Суть «нужды» тоже – напоминание. Даже на биологическом уровне боль играет важную роль, оберегая и предостерегая. Аналогичную функцию имеет боль и на душевно-духовном уровне. Страдания предостерегают нас против апатии, мертвенного оцепенения души. В страданиях мы растем, достигаем зрелости, страдание делает нас сильнее и богаче. Раскаяние, как мы видели, обладает смыслом и силой отменять (морально) внешнее событие во внутренней истории, горе обладает смыслом и силой каким-то образом вновь восстанавливать прошлое. Оба они, горе и раскаяние, каким-то образом корректируют прошлое и так решают проблему, в отличие от попыток отвлечься или заглушить боль: когда человек пытается отвлечься от своего несчастья или заглушить его, он не решает проблему, не устраняет из мира свое несчастье – из мира он устраняет только прямое последствие несчастья , свое состояние недовольства или боли. Отвлекаясь или заглушая боль, он «заставляет себя не знать». Он пытается бежать от действительности и ищет прибежища в той или иной форме опьянения. При этом он впадает в субъективистское, в психологическое даже заблуждение: ему кажется, будто вместе с эмоциями, которые он глушит, исчезнет и вызвавшее эти эмоции обстоятельство, словно то, что человек изгнал в область бессознательного, заодно изгоняется и в область несуществующего. Но, как и, глядя на объект, мы не вызываем его к жизни и, отводя взгляд, не уничтожаем его, так и, подавляя в себе горе, мы не можем устранить то обстоятельство, которое побуждает нас горевать.
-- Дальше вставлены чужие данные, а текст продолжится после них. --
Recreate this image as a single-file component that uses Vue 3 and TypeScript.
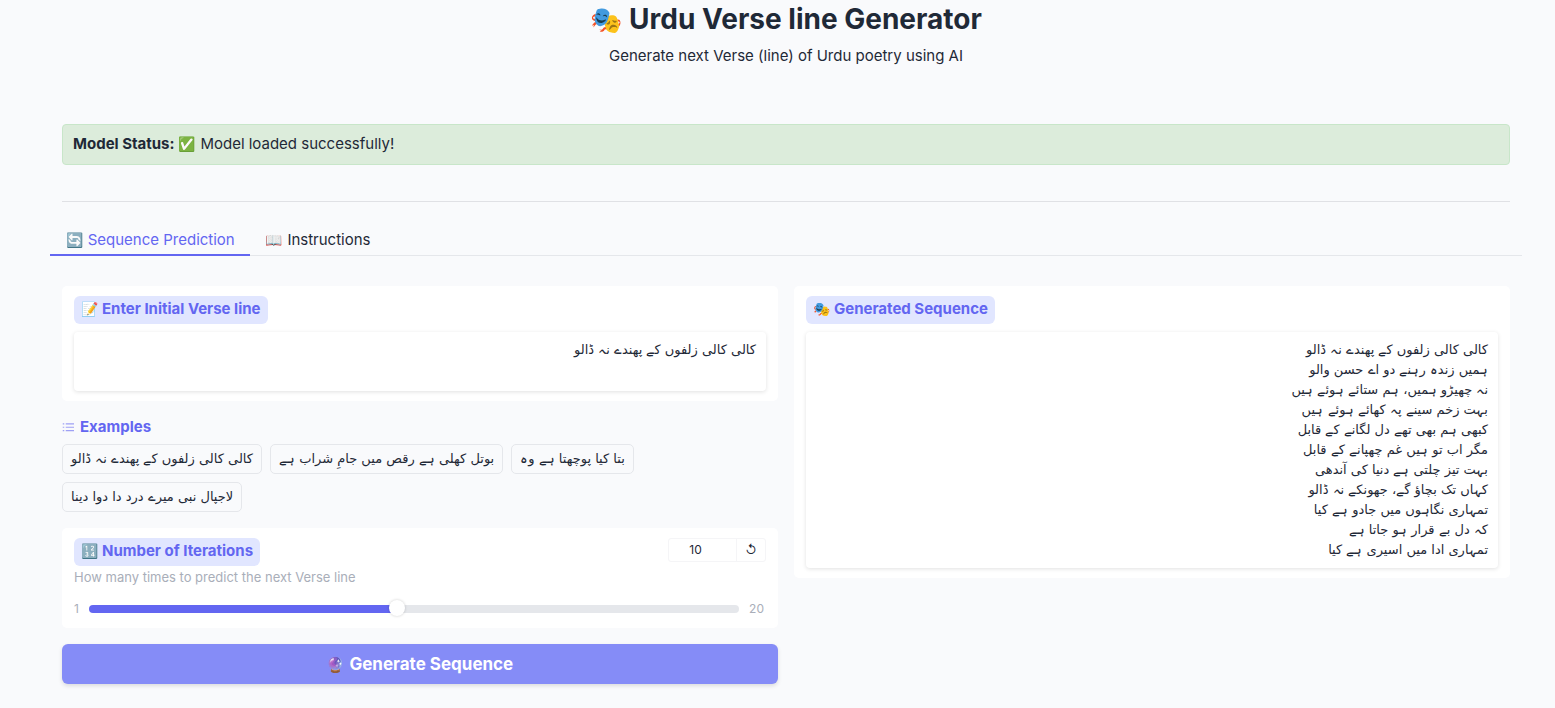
<script setup lang="ts">
import { ref, computed } from 'vue'

const examples: string[] = [
  'کالی کالی زلفوں کے پھندے نہ ڈالو',
  'بوتل کھلی ہے رقص میں جامِ شراب ہے',
  'بتا کیا پوچھتا ہے وہ',
  'لاجپال نبی میرے درد دا دوا دینا',
]

const verse = ref(examples[0])
const iterations = ref(10)
const tab = ref<'predict' | 'help'>('predict')
const result = ref(
  [
    'کالی کالی زلفوں کے پھندے نہ ڈالو',
    'ہمیں زندہ رہنے دو اے حسن والو',
    'نہ چھیڑو ہمیں، ہم ستائے ہوئے ہیں',
    'بہت زخم سینے پہ کھائے ہوئے ہیں',
    'کبھی ہم بھی تھے دل لگانے کے قابل',
    'مگر اب تو ہیں غم چھپانے کے قابل',
    'بہت تیز چلتی ہے دنیا کی آندھی',
    'کہاں تک بچاؤ گے، جھونکے نہ ڈالو',
    'تمہاری نگاہوں میں جادو ہے کیا',
    'کہ دل بے قرار ہو جاتا ہے',
    'تمہاری ادا میں اسیری ہے کیا',
  ].join('\n'),
)
const fill = computed(() => `${((iterations.value - 1) / 19) * 100}%`)
</script>

<template>
  <main class="page">
    <header class="head">
      <h1><span class="emoji">🎭</span> Urdu Verse line Generator</h1>
      <p>Generate next Verse (line) of Urdu poetry using AI</p>
    </header>

    <div class="status" role="status">
      <strong>Model Status:</strong> <span class="emoji">✅</span> Model loaded successfully!
    </div>
    <hr class="rule" />

    <nav class="tabs" role="tablist">
      <button type="button" role="tab" :aria-selected="tab === 'predict'" :class="{ on: tab === 'predict' }" @click="tab = 'predict'">
        <span class="emoji">🔄</span> Sequence Prediction
      </button>
      <button type="button" role="tab" :aria-selected="tab === 'help'" :class="{ on: tab === 'help' }" @click="tab = 'help'">
        <span class="emoji">📖</span> Instructions
      </button>
    </nav>

    <div class="columns">
      <section class="column">
        <div class="panel">
          <label class="badge" for="verse"><span class="emoji">📝</span> Enter Initial Verse line</label>
          <textarea id="verse" v-model="verse" class="box" rows="2" dir="rtl"></textarea>
        </div>

        <div class="examples">
          <h2>
            <svg width="12" height="12" viewBox="0 0 32 32" aria-hidden="true">
              <path fill="currentColor" d="M10 6h22v3H10zm0 9h22v3H10zm0 9h22v3H10zM2 6h4v3H2zm0 9h4v3H2zm0 9h4v3H2z" />
            </svg>
            Examples
          </h2>
          <div class="chips">
            <button v-for="e in examples" :key="e" type="button" dir="rtl" @click="verse = e">{{ e }}</button>
          </div>
        </div>

        <div class="panel">
          <div class="slider-head">
            <label class="badge" for="count"><span class="emoji">🔢</span> Number of Iterations</label>
            <div class="number">
              <input id="count" v-model.number="iterations" type="number" min="1" max="20" />
              <button type="button" aria-label="Reset" @click="iterations = 10">↺</button>
            </div>
          </div>
          <p class="info">How many times to predict the next Verse line</p>
          <div class="range">
            <span>1</span>
            <input v-model.number="iterations" type="range" min="1" max="20" aria-label="Number of Iterations" :style="{ '--fill': fill }" />
            <span>20</span>
          </div>
        </div>

        <button type="button" class="primary"><span class="emoji">🔮</span> Generate Sequence</button>
      </section>

      <section class="column">
        <div class="panel">
          <label class="badge" for="result"><span class="emoji">🎭</span> Generated Sequence</label>
          <textarea id="result" v-model="result" class="box" rows="11" dir="rtl" readonly></textarea>
        </div>
      </section>
    </div>
  </main>
</template>

<style>
body {
  background: #f9fafc;
}
</style>

<style scoped>
* {
  box-sizing: border-box;
}
.page {
  padding: 0 33px 24px 50px;
  color: #1f2937;
  font: 15px/20px Inter, 'Noto Sans', sans-serif;
}
.emoji {
  font-family: 'Noto Color Emoji', sans-serif;
  font-size: 14px;
  font-weight: 400;
  line-height: 0;
}
button,
input,
textarea {
  font: inherit;
  color: inherit;
}
button {
  cursor: pointer;
}
.head {
  text-align: center;
}
h1 {
  margin: 0;
  font-size: 28px;
  line-height: 38px;
  font-weight: 700;
}
h1 .emoji {
  font-size: 26px;
}
.head p {
  margin: 8px 0 0;
}
.status {
  margin: 58px 12px 0;
  padding: 9px 10px 10px;
  border: 1px solid #c8e6c9;
  border-radius: 4px;
  background: #dcecdb;
}
.rule {
  margin: 36px 12px 0;
  border: 0;
  border-top: 1px solid #e0e1e5;
}
.tabs {
  display: flex;
  margin-top: 22px;
  border-bottom: 1px solid #e5e7eb;
}
.tabs button {
  margin-bottom: -1px;
  padding: 6px 15px 4px 16px;
  border: 0;
  border-bottom: 2px solid transparent;
  background: none;
}
.tabs .on {
  color: #6366f1;
  border-color: #6366f1;
}
.columns {
  display: grid;
  grid-template-columns: 1fr 1fr;
  align-items: start;
  gap: 16px;
  padding: 30px 12px 0;
}
.column {
  display: flex;
  flex-direction: column;
  gap: 16px;
  min-width: 0;
}
.panel {
  display: flex;
  flex-direction: column;
  align-items: flex-start;
  padding: 10px 12px;
  border-radius: 5px;
  background: #fff;
}
.badge {
  padding: 3px 7px 5px;
  border-radius: 6px;
  background: #e1e6ff;
  color: #6366f1;
  font-weight: 700;
}
.box {
  display: block;
  width: 100%;
  min-height: 59px;
  margin-top: 8px;
  padding: 8px 10px;
  border: 0;
  border-radius: 4px;
  background: #fff;
  box-shadow: 0 1px 4px #0000001f;
  font-family: 'DejaVu Sans', sans-serif;
  font-size: 13px;
  resize: none;
  overflow: hidden;
  outline: 0;
}
.examples h2 {
  display: flex;
  align-items: center;
  gap: 6px;
  margin: 0 0 7px;
  color: #6366f1;
  font-size: 15px;
  line-height: 20px;
}
.examples svg {
  opacity: 0.6;
}
.chips {
  display: flex;
  flex-wrap: wrap;
  gap: 8px;
}
.chips button {
  padding: 4px 8px;
  border: 1px solid #e5e7eb;
  border-radius: 5px;
  background: #f9fafc;
  font-family: 'DejaVu Sans', sans-serif;
  font-size: 13px;
}
.slider-head {
  display: flex;
  justify-content: space-between;
  align-items: flex-start;
  width: 100%;
}
.number {
  display: flex;
  height: 24px;
  border: 1px solid #f5f5f7;
  border-radius: 3px;
  font-size: 12px;
}
.number input {
  width: 68px;
  padding: 0 14px 0 0;
  border: 0;
  border-right: 1px solid #f5f5f7;
  background: none;
  text-align: center;
  appearance: textfield;
}
.number input::-webkit-inner-spin-button {
  display: none;
}
.number button {
  width: 28px;
  padding: 0;
  border: 0;
  background: none;
}
.info {
  margin: 1px 0 12px;
  color: #a9aeb9;
  font-size: 13px;
}
.range {
  display: flex;
  align-items: center;
  gap: 10px;
  width: 100%;
  padding-right: 2px;
  color: #a9aeb9;
  font-size: 12px;
  line-height: 19px;
}
.range input {
  flex: 1;
  min-width: 0;
  height: 16px;
  margin: 0;
  appearance: none;
  background: none;
}
.range input::-webkit-slider-runnable-track {
  height: 8px;
  border-radius: 4px;
  background: linear-gradient(to right, #6366f1 var(--fill), #e5e7eb var(--fill));
}
.range input::-webkit-slider-thumb {
  appearance: none;
  width: 16px;
  height: 16px;
  margin-top: -5px;
  border-radius: 50%;
  background: #fff;
  box-shadow: 0 0 3px #00000033;
}
.primary {
  padding: 8px;
  border: 0;
  border-radius: 6px;
  background: #858cf7;
  box-shadow: 0 2px 4px #0000001f;
  color: #fff;
  font-size: 17px;
  line-height: 24px;
  font-weight: 700;
}
.primary .emoji {
  font-size: 15px;
}
</style>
Горюющие часто выбирают верный путь, отказываясь заглушать горе, например, предпочитают «плакать ночь напролет», но не принимать снотворное. Горе восстает против банального предписания снотворных средств: от того, что я стану лучше спать, мертвец, которого я оплакиваю, не воскреснет. Смерть – крайний пример непоправимого события – не станет небывшей, если загнать ее в подсознание, и не станет небывшей, если горюющий погрузится в бессознательное состояние, даже в полную бессознательность собственной смерти {66}.